» Data supplied:
---------------

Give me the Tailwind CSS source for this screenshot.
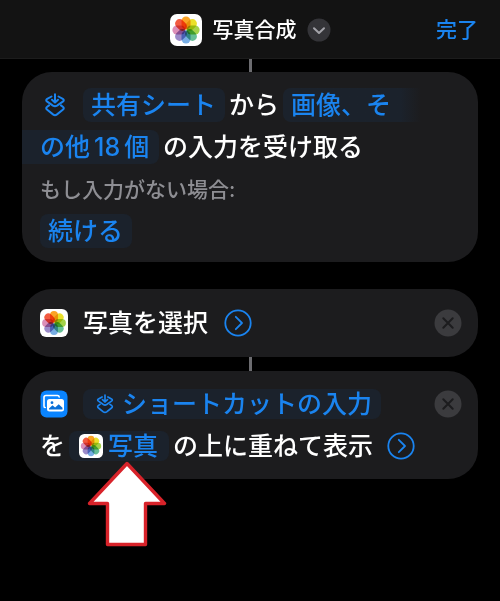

---------------

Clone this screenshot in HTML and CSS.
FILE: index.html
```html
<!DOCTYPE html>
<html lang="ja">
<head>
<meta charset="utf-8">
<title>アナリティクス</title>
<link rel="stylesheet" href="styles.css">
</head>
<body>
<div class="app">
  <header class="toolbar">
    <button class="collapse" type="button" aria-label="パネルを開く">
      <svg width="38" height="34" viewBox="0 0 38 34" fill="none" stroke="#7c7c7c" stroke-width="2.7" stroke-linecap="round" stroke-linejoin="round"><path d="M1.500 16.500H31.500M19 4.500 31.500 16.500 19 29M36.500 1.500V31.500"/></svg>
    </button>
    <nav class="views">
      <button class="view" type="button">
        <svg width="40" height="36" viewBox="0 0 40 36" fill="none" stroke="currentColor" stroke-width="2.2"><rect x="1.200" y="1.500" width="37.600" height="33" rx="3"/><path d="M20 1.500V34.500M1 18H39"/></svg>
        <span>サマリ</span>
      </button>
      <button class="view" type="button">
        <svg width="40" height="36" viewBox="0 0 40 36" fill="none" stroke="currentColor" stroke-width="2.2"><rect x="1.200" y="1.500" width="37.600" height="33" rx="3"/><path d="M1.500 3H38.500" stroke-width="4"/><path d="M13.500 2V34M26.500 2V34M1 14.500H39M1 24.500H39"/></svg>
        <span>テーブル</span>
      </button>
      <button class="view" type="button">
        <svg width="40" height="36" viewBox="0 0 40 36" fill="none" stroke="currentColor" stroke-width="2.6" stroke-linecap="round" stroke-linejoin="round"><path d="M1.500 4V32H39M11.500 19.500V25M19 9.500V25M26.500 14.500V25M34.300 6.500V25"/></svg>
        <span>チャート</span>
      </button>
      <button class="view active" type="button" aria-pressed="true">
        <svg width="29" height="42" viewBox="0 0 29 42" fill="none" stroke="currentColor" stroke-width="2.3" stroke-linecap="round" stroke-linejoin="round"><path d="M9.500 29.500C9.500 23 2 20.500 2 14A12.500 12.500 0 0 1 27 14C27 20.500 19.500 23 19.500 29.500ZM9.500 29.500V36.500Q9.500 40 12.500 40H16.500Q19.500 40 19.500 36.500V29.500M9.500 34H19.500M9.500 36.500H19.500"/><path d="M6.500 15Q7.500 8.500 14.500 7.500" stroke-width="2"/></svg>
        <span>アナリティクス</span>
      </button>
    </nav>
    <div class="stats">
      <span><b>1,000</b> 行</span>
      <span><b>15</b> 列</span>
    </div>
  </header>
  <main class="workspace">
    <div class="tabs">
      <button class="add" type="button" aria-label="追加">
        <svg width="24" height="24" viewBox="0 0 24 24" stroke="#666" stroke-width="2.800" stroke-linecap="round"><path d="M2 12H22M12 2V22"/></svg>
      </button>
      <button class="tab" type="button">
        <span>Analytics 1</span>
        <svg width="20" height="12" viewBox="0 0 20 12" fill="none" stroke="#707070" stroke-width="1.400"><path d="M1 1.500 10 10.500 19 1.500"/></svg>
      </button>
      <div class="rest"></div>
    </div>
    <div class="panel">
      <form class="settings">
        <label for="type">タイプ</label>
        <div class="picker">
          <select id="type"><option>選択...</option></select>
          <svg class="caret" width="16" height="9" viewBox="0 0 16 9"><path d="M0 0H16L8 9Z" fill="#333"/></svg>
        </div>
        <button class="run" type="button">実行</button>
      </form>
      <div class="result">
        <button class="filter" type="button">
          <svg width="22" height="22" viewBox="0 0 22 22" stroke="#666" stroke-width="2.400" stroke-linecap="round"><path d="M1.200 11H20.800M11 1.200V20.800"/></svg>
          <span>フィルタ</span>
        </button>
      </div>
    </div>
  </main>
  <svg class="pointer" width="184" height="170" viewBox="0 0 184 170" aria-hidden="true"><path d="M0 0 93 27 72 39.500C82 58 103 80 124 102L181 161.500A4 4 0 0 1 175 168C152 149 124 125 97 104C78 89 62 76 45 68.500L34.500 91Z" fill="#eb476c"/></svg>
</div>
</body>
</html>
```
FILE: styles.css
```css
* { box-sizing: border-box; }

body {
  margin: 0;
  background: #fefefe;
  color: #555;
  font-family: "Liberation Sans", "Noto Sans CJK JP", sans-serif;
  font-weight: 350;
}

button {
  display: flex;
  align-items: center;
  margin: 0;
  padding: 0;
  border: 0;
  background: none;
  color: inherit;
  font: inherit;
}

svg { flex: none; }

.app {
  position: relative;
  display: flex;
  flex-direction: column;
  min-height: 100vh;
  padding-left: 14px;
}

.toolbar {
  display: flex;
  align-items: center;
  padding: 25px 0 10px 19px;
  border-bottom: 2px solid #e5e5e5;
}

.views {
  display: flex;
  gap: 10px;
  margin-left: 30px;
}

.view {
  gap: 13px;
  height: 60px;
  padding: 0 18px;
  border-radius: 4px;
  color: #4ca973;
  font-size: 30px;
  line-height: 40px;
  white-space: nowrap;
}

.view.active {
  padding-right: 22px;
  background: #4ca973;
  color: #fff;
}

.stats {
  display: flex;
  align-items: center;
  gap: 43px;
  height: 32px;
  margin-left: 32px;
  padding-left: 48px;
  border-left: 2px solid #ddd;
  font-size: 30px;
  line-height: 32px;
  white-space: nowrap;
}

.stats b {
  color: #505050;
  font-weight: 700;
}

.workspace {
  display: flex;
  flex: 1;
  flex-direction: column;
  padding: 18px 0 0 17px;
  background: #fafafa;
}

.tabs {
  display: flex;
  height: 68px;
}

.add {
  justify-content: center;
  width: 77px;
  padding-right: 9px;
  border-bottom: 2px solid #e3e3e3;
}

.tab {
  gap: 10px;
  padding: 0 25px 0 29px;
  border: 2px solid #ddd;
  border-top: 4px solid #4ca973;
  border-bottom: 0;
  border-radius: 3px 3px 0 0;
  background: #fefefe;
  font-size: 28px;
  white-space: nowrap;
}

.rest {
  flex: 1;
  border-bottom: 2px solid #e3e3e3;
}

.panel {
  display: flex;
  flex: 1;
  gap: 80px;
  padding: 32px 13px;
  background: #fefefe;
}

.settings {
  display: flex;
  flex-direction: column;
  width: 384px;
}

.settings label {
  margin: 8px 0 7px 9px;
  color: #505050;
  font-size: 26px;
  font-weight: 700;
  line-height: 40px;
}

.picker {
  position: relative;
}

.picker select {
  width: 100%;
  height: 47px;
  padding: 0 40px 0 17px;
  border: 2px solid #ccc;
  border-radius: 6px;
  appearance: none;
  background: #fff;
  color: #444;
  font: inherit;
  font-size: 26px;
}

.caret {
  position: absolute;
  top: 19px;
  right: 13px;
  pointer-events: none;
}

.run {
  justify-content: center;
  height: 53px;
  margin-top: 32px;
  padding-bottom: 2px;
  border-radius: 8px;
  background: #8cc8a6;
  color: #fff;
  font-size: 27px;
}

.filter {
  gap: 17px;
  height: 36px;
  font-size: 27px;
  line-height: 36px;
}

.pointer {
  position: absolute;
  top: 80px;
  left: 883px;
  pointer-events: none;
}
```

---------------

» Instructions to follow:
Each line that holds the word "screenshot" should be extracted from the records.

» Written answer:
Give me the Tailwind CSS source for this screenshot.
Clone this screenshot in HTML and CSS.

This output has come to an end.